A HEALTH union has claimed that plans to introduce more nursing support staff onto the county’s hospital wards will undermine patient care.

Unison representatives said the NHS roll out of the new nursing associates roles - intended to address a skills gap between health and care assistants and registered nurses - amounted to a ‘de-skilling operation’ in frontline health services.

Last month Oxford University Hospitals revealed plans to bring in more support roles, including nursing associates, to help plug frontline staffing gaps amid a chronic nursing shortage at the trust.

The trust said the move would provide valuable support to help nurses and other clinical staff prioritise patient care.

However communications officer for Oxfordshire UNISON Health branch Ian McKendrick said the move would result in fewer fully qualified nurses on hand to provide care for patients, and was being used as a means for health bosses to slash costs by bringing down agency bills.

He said: “This won’t solve the national shortage of nurses, but if money is available to train nursing associates, why isn’t money being made available to fully train them to the current minimum standard required to be a registered nurse?

"We believe this is about slashing the wage bill to try to get nurses on the cheap, which puts patients at risk."

He also claimed money to employ nurses was instead being used to train the new band 4 nursing associates instead, which he said would impact on the numbers of fully trained nurses employed in hospitals.

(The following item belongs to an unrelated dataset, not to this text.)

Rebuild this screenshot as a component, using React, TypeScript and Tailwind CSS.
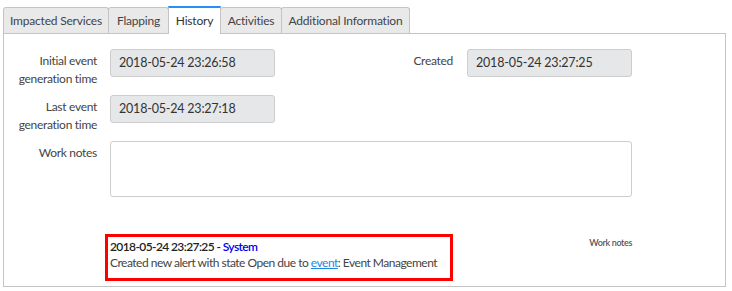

Unison bosses are now calling on hospital chiefs to ensure nursing associates are not used in place of fully qualified nurses but instead in place of band 3 posts to drive the overall skill level up and 'not drive it down'.

Mr McKendrick added: "One solution to this mess is for nursing associates to be immediately enrolled in paid training to turn them into fully trained nurses.

"This way we have the numbers of fully trained nurses we need and skill levels and patient care in Oxfordshire’s hospitals is protected."

Oxford University Hospitals chief nurse, Sam Foster said in a statement in October: "Our support staff are highly valued in our organisation. They provide a range of skills and administrative and auxiliary support that frees up clinical colleagues to provide clinical care for our patients."